**DATA EXTRACT:**
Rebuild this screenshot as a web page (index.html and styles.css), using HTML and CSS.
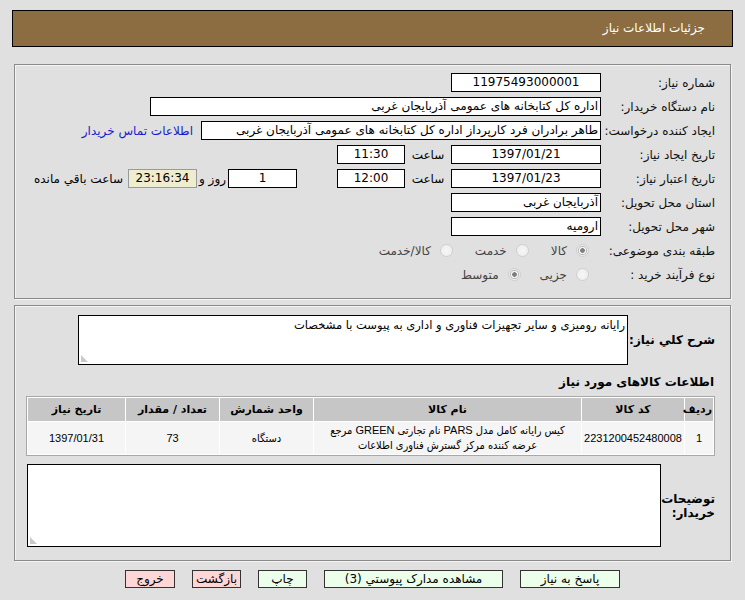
FILE: index.html
```html
<!DOCTYPE html>
<html lang="fa" dir="rtl">
<head>
<meta charset="utf-8">
<title>جزئیات اطلاعات نیاز</title>
<link rel="stylesheet" href="styles.css">
</head>
<body>
<div class="page">
  <div class="header">جزئیات اطلاعات نیاز</div>

  <div class="box box-info">
    <div class="row">
      <span class="label">شماره نیاز:</span>
      <span class="field w150 center">11975493000001</span>
    </div>
    <div class="row">
      <span class="label">نام دستگاه خریدار:</span>
      <span class="field w451">اداره کل کتابخانه های عمومی آذربایجان غربی</span>
    </div>
    <div class="row">
      <span class="label">ایجاد کننده درخواست:</span>
      <span class="field w400">طاهر برادران فرد کارپرداز اداره کل کتابخانه های عمومی آذربایجان غربی</span>
      <a class="link" href="#">اطلاعات تماس خریدار</a>
    </div>
    <div class="row">
      <span class="label">تاریخ ایجاد نیاز:</span>
      <span class="field w150 center">1397/01/21</span>
      <span class="word w46">ساعت</span>
      <span class="field w68 center">11:30</span>
    </div>
    <div class="row">
      <span class="label">تاریخ اعتبار نیاز:</span>
      <span class="field w150 center">1397/01/23</span>
      <span class="word w46">ساعت</span>
      <span class="field w68 center">12:00</span>
      <span class="field w69 center gap40">1</span>
      <span class="word w31">روز و</span>
      <span class="field w69 center timer">23:16:34</span>
      <span class="word after">ساعت باقي مانده</span>
    </div>
    <div class="row">
      <span class="label">استان محل تحویل:</span>
      <span class="field w150">آذربایجان غربی</span>
    </div>
    <div class="row">
      <span class="label">شهر محل تحویل:</span>
      <span class="field w150">ارومیه</span>
    </div>
    <div class="row radios">
      <span class="label">طبقه بندی موضوعی:</span>
      <span class="radio checked"></span><span class="rtext">کالا</span>
      <span class="radio"></span><span class="rtext">خدمت</span>
      <span class="radio"></span><span class="rtext">کالا/خدمت</span>
    </div>
    <div class="row radios">
      <span class="label">نوع فرآیند خرید :</span>
      <span class="radio"></span><span class="rtext">جزیی</span>
      <span class="radio checked near"></span><span class="rtext">متوسط</span>
    </div>
  </div>

  <div class="box box-detail">
    <div class="desc-row">
      <span class="blabel w87">شرح کلي نیاز:</span>
      <div class="area area-desc">رایانه رومیزی و سایر تجهیزات فناوری و اداری به پیوست با مشخصات<span class="grip"></span></div>
    </div>
    <div class="section-title">اطلاعات کالاهای مورد نیاز</div>
    <table class="items">
      <thead>
        <tr>
          <th class="c1">ردیف</th>
          <th class="c2">کد کالا</th>
          <th class="c3">نام کالا</th>
          <th class="c4">واحد شمارش</th>
          <th class="c5">تعداد / مقدار</th>
          <th class="c6">تاریخ نیاز</th>
        </tr>
      </thead>
      <tbody>
        <tr>
          <td>1</td>
          <td>2231200452480008</td>
          <td class="name">کیس رایانه کامل مدل PARS نام تجارتی GREEN مرجع عرضه کننده مرکز گسترش فناوری اطلاعات</td>
          <td>دستگاه</td>
          <td>73</td>
          <td>1397/01/31</td>
        </tr>
      </tbody>
    </table>
    <div class="notes-row">
      <span class="blabel w54">توضیحات خریدار:</span>
      <div class="area area-notes"><span class="grip"></span></div>
    </div>
  </div>

  <div class="buttons">
    <span class="btn green b-reply">پاسخ به نیاز</span>
    <span class="btn green b-docs">مشاهده مدارک پیوستي (3)</span>
    <span class="btn green b-print">چاپ</span>
    <span class="btn pink b-back">بازگشت</span>
    <span class="btn pink b-exit">خروج</span>
  </div>
</div>
</body>
</html>
```

FILE: styles.css
```css
html, body {
  margin: 0;
  padding: 0;
  background: #e0e0e0;
}
body {
  font-family: "DejaVu Sans", sans-serif;
  font-size: 12px;
  color: #000;
}
.page {
  width: 745px;
  padding-top: 10px;
}
.header {
  margin: 0 12px;
  height: 35px;
  border: 1px solid #000;
  background: #8c6d42;
  color: #fff;
  font-size: 12px;
  line-height: 35px;
  padding-right: 27px;
}
.box {
  margin: 0 14px;
  border: 1px solid #8a8a8a;
  box-shadow: 1px 1px 0 #f4f4f4, inset 1px 1px 0 #f4f4f4;
}
.box-info {
  margin-top: 17px;
  padding: 8px 15px 9px 0;
  height: 216px;
}
.row {
  display: flex;
  align-items: center;
  height: 19px;
  margin-bottom: 5px;
}
.label {
  width: 114px;
  flex: none;
  text-align: right;
  color: #111;
}
.field {
  flex: none;
  box-sizing: border-box;
  height: 19px;
  line-height: 17px;
  border: 1px solid #000;
  background: #fff;
  padding: 0 2px;
  white-space: nowrap;
  overflow: hidden;
  text-align: right;
}
.field.center { text-align: center; }
.w150 { width: 150px; }
.w451 { width: 451px; }
.w400 { width: 400px; }
.w68 { width: 68px; }
.w69 { width: 69px; }
.w46 { width: 46px; }
.w31 { width: 31px; }
.word {
  flex: none;
  text-align: center;
  white-space: nowrap;
}
.gap40 { margin-right: 40px; }
.timer {
  background: #efedcf;
  border-color: #9a9a9a;
}
.after { margin-right: 5px; }
.link {
  color: #1a1acc;
  text-decoration: none;
  margin-right: 8px;
  white-space: nowrap;
}
.radio {
  flex: none;
  box-sizing: border-box;
  width: 13px;
  height: 13px;
  border-radius: 50%;
  border: 1px solid #cfcfcf;
  background: radial-gradient(circle, #f6f6f6 0, #ececec 100%);
  margin-right: 22px;
  margin-left: 9px;
}
.radios .label + .radio { margin-right: 12px; }
.radio.near { margin-right: 19px; }
.radio.checked {
  background: radial-gradient(circle, #7e7e7e 0, #7e7e7e 2px, #f4f4f4 2.6px, #f4f4f4 3.4px, #b8b8b8 4px, #ececec 5px);
}
.rtext {
  color: #444;
  white-space: nowrap;
}

.box-detail {
  margin-top: 6px;
  padding: 9px 15px 13px 12px;
}
.desc-row {
  display: flex;
  align-items: center;
}
.blabel {
  flex: none;
  font-weight: bold;
  font-size: 12px;
  text-align: right;
}
.w87 { width: 87px; }
.w54 { width: 54px; }
.area {
  position: relative;
  box-sizing: border-box;
  border: 1px solid #000;
  background: #fff;
  padding: 2px 2px;
  font-size: 11.5px;
  line-height: 14px;
}
.area-desc {
  width: 550px;
  height: 50px;
}
.grip {
  position: absolute;
  left: 2px;
  bottom: 2px;
  width: 7px;
  height: 7px;
  background:
    radial-gradient(circle, #aaa 0.6px, transparent 0.9px) 0 0 / 2px 2px;
  clip-path: polygon(0 0, 100% 100%, 0 100%);
}
.section-title {
  font-weight: bold;
  margin-top: 9px;
  height: 16px;
  line-height: 16px;
  margin-right: 1px;
}
.items {
  margin-top: 6px;
  width: 689px;
  border: 1px solid #a8a8a8;
  border-spacing: 1px;
  background: #fff;
  font-size: 11px;
  table-layout: fixed;
}
.items th {
  background: #c6c6c6;
  height: 23px;
  font-weight: bold;
  padding: 0 2px;
  text-align: center;
  white-space: nowrap;
}
.items td {
  background: #f5f5f5;
  height: 30px;
  padding: 1px 2px;
  text-align: center;
  line-height: 15px;
  font-family: "Liberation Sans", "DejaVu Sans Condensed", "DejaVu Sans", sans-serif;
  font-size: 11px;
}
.items td.name { padding: 1px 12px; }
.items th.c1 { width: 26px; padding: 0 1px; }
.items th.c2 { width: 98px; }
.items th.c4 { width: 89px; }
.items th.c5 { width: 89px; }
.items th.c6 { width: 93px; }
.notes-row {
  display: flex;
  align-items: center;
  margin-top: 8px;
}
.area-notes {
  width: 636px;
  height: 83px;
}
.buttons {
  display: flex;
  justify-content: center;
  gap: 17px;
  margin-top: 9px;
}
.btn {
  box-sizing: border-box;
  height: 18px;
  line-height: 16px;
  border: 1px solid #333;
  text-align: center;
  font-size: 12px;
  white-space: nowrap;
}
.green { background: #ebffeb; }
.pink { background: #ffd6d6; }
.b-reply { width: 100px; }
.b-docs { width: 179px; }
.b-print { width: 49px; }
.b-back { width: 49px; }
.b-exit { width: 50px; }
```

**WHAT IS BEING ASKED:** Among the lines of the data above, determine how many contain the word "page". Report the number alone.

**ANSWER BELOW:** 3